Die GP3 hat er 2016 gewonnen, ein Jahr darauf die Formel 2, dann schon betrat er als Teenager die grösstmögliche Bühne – und verzückte bei Sauber jeden. Frédéric Vasseur, damals wie heute Teamchef der Schweizer und schon Leclercs Vorgesetzter, als dieser 2016 für ART Grand Prix den Titel in der GP3 gewann, sagte zu der Zeit: «Ich weiss, wie schnell er sein kann. Aber noch wichtiger sind die positive Einstellung und seine Ausstrahlung.» Leclerc: charismatischer Teamleader mit verträumten Augen, Wuschelfrisur und Grübchen in den Wangen – Typ Senna.

«Es ist wie bei Senna: Da könnte man an meiner Stelle auch einen Pandabär hinstellen.»

Josef Leberer, Physiotherapeut und langjähriger Freund Sennas

Nicht wenige in der Szene vergleichen ihn mit dem Piloten, der die Massen bis zu seinem Unfalltod 1994 in seinen Bann zog wie keiner vor und keiner nach ihm. Josef Leberer war der Physiotherapeut der brasilianischen Ausnahmeerscheinung, einer seiner engsten Freunde. Längst arbeitet er für das Team aus dem Zürcher Oberland. Auf Leclerc angesprochen, sagte der Österreicher einst zu dieser Zeitung: «Es ist wie bei Senna: Da könnte man an meiner Stelle auch einen Pandabär hinstellen.»

Leclerc bringt alles mit, was ein Champion braucht. Er liefert, wenn es Team und Auto zulassen. Selbst unter schier unmenschlichen Bedingungen. Als er 2017 nach Baku reisen will, damals noch für die Formel 2, stirbt sein Vater Hervé mit 54, völlig unerwartet. Tags darauf steigt er dennoch ins Flugzeug, die Gedanken zu Hause in Monaco, bei seinem Vater, bei seiner Familie.

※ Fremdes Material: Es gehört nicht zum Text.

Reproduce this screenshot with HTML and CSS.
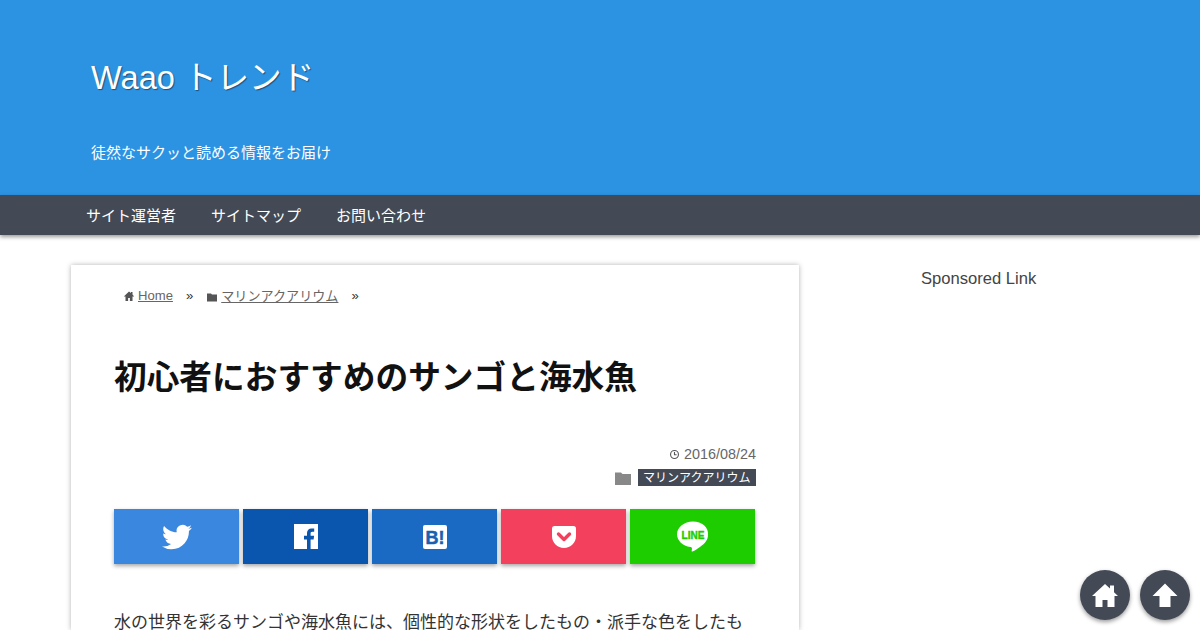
FILE: index.html
```html
<!DOCTYPE html>
<html lang="ja">
<head>
  <meta charset="UTF-8">
  <meta name="viewport" content="width=device-width, initial-scale=1.0">
  <title>初心者におすすめのサンゴと海水魚</title>
  <link rel="stylesheet" href="styles.css">
</head>
<body>
  <header class="site-header">
    <div class="site-title">Waao トレンド</div>
    <div class="site-desc">徒然なサクッと読める情報をお届け</div>
  </header>

  <nav class="nav-bar">
    <a href="#">サイト運営者</a>
    <a href="#">サイトマップ</a>
    <a href="#">お問い合わせ</a>
  </nav>

  <div class="body-wrap">
    <main class="post-card">
      <div class="crumbs">
        <a href="#"><svg class="crumb-icon" viewBox="0 0 12 12"><path d="M6 1.500 .8 6.400h1.700V11h2.600V8h1.800v3h2.600V6.400h1.700L9.500 4.500V2H8v1.100z"/></svg>Home</a>
        <span class="crumb-sep">»</span>
        <a href="#"><svg class="crumb-icon" viewBox="0 0 12 12"><path d="M1 2.500h4l1 1h5v7H1z"/></svg>マリンアクアリウム</a>
        <span class="crumb-sep">»</span>
      </div>

      <h1 class="post-title">初心者におすすめのサンゴと海水魚</h1>

      <div class="post-meta">
        <div class="post-date"><svg class="clock-icon" viewBox="0 0 12 12"><circle cx="6" cy="6" r="4.300"/><path d="M6 3.300v3h2.300"/></svg>2016/08/24</div>
        <div class="post-cat">
          <svg class="cat-icon" viewBox="0 0 16 14"><path d="M0 1.500h6L7.500 3H16v11H0z"/></svg>
          <a class="cat-tag" href="#">マリンアクアリウム</a>
        </div>
      </div>

      <div class="share-row">
        <a class="share-btn twitter" href="#">
          <svg viewBox="0 0 24 24" width="30" height="30"><path fill="#fff" d="M23.950 4.570a10 10 0 0 1-2.820.77 4.960 4.960 0 0 0 2.160-2.720c-.95.550-2 .96-3.130 1.190a4.920 4.920 0 0 0-8.380 4.480C7.690 8.100 4.070 6.130 1.640 3.160a4.820 4.820 0 0 0-.67 2.480c0 1.710.87 3.210 2.190 4.100a4.900 4.900 0 0 1-2.230-.62v.06a4.920 4.920 0 0 0 3.950 4.830 5 5 0 0 1-2.210.08 4.940 4.940 0 0 0 4.600 3.420A9.870 9.870 0 0 1 0 19.540a13.940 13.940 0 0 0 7.550 2.210c9.050 0 14-7.500 14-13.980 0-.21 0-.42-.02-.63a9.940 9.940 0 0 0 2.420-2.570z"/></svg>
        </a>
        <a class="share-btn facebook" href="#">
          <svg viewBox="0 0 24 25" width="24" height="25"><path fill="#fff" d="M0 0h24v25H0z"/><path fill="#0a55ad" d="M16.600 25v-9.500h3l.5-3.700h-3.500V9.600c0-1.100.3-1.800 1.800-1.800h1.800V4.500c-.4 0-1.400-.1-2.700-.1-2.700 0-4.500 1.600-4.500 4.700v2.700h-3v3.700h3V25z"/></svg>
        </a>
        <a class="share-btn hatena" href="#">
          <svg viewBox="0 0 24 24" width="24" height="24"><rect width="24" height="24" rx="2" fill="#fff"/><text x="2.500" y="18.500" class="hatena-mark">B!</text></svg>
        </a>
        <a class="share-btn pocket" href="#">
          <svg viewBox="0 0 24 22" width="24" height="22"><path fill="#fff" d="M2.500 0h19A2.500 2.500 0 0 1 24 2.500V10c0 6.600-5.400 12-12 12S0 16.600 0 10V2.500A2.500 2.500 0 0 1 2.500 0z"/><path fill="none" stroke="#f3405c" stroke-width="3.400" stroke-linecap="round" stroke-linejoin="round" d="m6.500 8 5.500 5.500L17.500 8"/></svg>
        </a>
        <a class="share-btn line" href="#">
          <svg viewBox="0 0 32 32" width="32" height="32"><path fill="#fff" d="M16 .5C7.200.5 0 6.200 0 13.300c0 6.400 5.700 11.700 13.400 12.700.5.100 1.200.3 1.400.8.200.4.100 1 .1 1.400l-.2 1.300c-.1.400-.3 1.500 1.300.8 1.700-.7 8.900-5.200 12.100-8.900 2.200-2.400 2.900-4.900 2.900-7.600C31.800 6.200 24.800.5 16 .5z"/><text x="16" y="17.500" class="line-mark">LINE</text></svg>
        </a>
      </div>

      <p class="post-text">水の世界を彩るサンゴや海水魚には、個性的な形状をしたもの・派手な色をしたも</p>
    </main>

    <aside class="side-col">
      <div class="side-title">Sponsored Link</div>
    </aside>
  </div>

  <div class="float-btns">
    <a class="float-btn" href="#">
      <svg viewBox="0 0 26 24" width="26" height="24"><path fill="#fff" d="M13 1 0 13h3.500v11h7v-7h5v7h7V13H26l-4-3.700V2.500h-4v3.100z"/></svg>
    </a>
    <a class="float-btn" href="#">
      <svg viewBox="0 0 26 24" width="26" height="24"><path fill="#fff" d="M13 .5 .5 13h7v11h11V13h7z"/></svg>
    </a>
  </div>
</body>
</html>
```

FILE: styles.css
```css
html, body {
  height: 630px;
  overflow: hidden;
}

body {
  margin: 0;
  background-color: #fff;
  color: #333;
  font-family: "Liberation Sans", "Noto Sans CJK JP", sans-serif;
}

a {
  color: inherit;
}

/* header */
.site-header {
  height: 195px;
  box-sizing: border-box;
  padding: 58px 0 0 91px;
  background-color: #2c93e3;
  color: #fff;
}

.site-title {
  font-size: 32.6px;
  line-height: 40px;
  text-shadow: 1px 1px 1px rgba(0, 0, 0, 0.45);
}

.site-desc {
  margin-top: 45px;
  font-size: 15px;
  line-height: 20px;
}

/* nav */
.nav-bar {
  position: relative;
  display: flex;
  gap: 35px;
  height: 40px;
  padding-left: 86px;
  background-color: #434955;
  box-shadow: 0 2px 4px rgba(0, 0, 0, 0.4);
}

.nav-bar a {
  color: #fff;
  font-size: 15px;
  line-height: 41px;
  text-decoration: none;
}

/* main layout */
.body-wrap {
  display: flex;
  padding: 30px 0 0 71px;
}

.post-card {
  width: 728px;
  height: 365px;
  box-sizing: border-box;
  padding: 0 43px;
  box-shadow: 0 0 5px rgba(0, 0, 0, 0.3);
}

.crumbs {
  display: flex;
  align-items: center;
  height: 20px;
  margin: 20px 0 0 9px;
  color: #333;
  font-size: 13.1px;
}

.crumbs a {
  color: #666;
}

.crumb-icon {
  width: 12px;
  height: 12px;
  margin-right: 3px;
  vertical-align: -2px;
  fill: #555;
}

.crumb-sep {
  margin: 0 13px;
}

.post-title {
  margin: 49px 0 0;
  color: #111;
  font-size: 32.7px;
  line-height: 48px;
}

.post-meta {
  margin-top: 42px;
  color: #666;
  font-size: 14.4px;
  text-align: right;
}

.post-date {
  line-height: 20px;
}

.clock-icon {
  width: 11px;
  height: 11px;
  margin-right: 4px;
  vertical-align: -1px;
  fill: none;
  stroke: #555;
  stroke-width: 1.2;
}

.post-cat {
  display: flex;
  align-items: center;
  justify-content: flex-end;
  margin-top: 5px;
}

.cat-icon {
  width: 16px;
  height: 14px;
  margin-right: 7px;
  fill: #888;
}

.cat-tag {
  padding: 1px 5.5px 0;
  background-color: #434955;
  color: #fff;
  font-size: 12px;
  line-height: 16px;
  text-decoration: none;
}

/* share buttons */
.share-row {
  display: flex;
  gap: 4px;
  margin-top: 23px;
}

.share-btn {
  display: flex;
  align-items: center;
  justify-content: center;
  width: 125px;
  height: 55px;
  box-shadow: 0 2px 4px rgba(0, 0, 0, 0.35);
}

.twitter { background-color: #3a87e0; }
.facebook { background-color: #0a55ad; }
.hatena { background-color: #1a6ac4; }
.pocket { background-color: #f3405c; }
.line { background-color: #1dcd00; }

.hatena-mark {
  fill: #1a5fb0;
  stroke: #1a5fb0;
  stroke-width: 0.5;
  font-size: 18px;
  font-weight: bold;
}

.line-mark {
  fill: #1dcd00;
  stroke: #1dcd00;
  stroke-width: 0.4;
  font-size: 10px;
  font-weight: bold;
  text-anchor: middle;
}

.post-text {
  margin: 45px 0 0;
  font-size: 17px;
  line-height: 28px;
  white-space: nowrap;
}

/* sidebar */
.side-col {
  margin-left: 122px;
}

.side-title {
  margin-top: 3px;
  color: #444;
  font-size: 16.6px;
  line-height: 22px;
}

/* floating buttons, they stay over the page */
.float-btns {
  position: fixed;
  right: 10px;
  bottom: 10px;
  display: flex;
  gap: 10px;
}

.float-btn {
  display: flex;
  align-items: center;
  justify-content: center;
  width: 50px;
  height: 50px;
  border-radius: 50%;
  background-color: #434955;
  box-shadow: 0 2px 4px rgba(0, 0, 0, 0.4);
}
```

Im Cockpit vergisst er alles um sich, ist im Qualifying der Schnellste, dann auch im Rennen. Er sagt: «Es war extrem schwierig, den Fokus zu finden. Aber sobald ich in einem Auto sitze, sind die einzigen ­Gedanken, die mich beschäftigen: Wie kann ich die perfekte Runde fahren? Wie kann ich mich wo verbessern?» Diese Frage muss sich derzeit vor allem Ferrari stellen.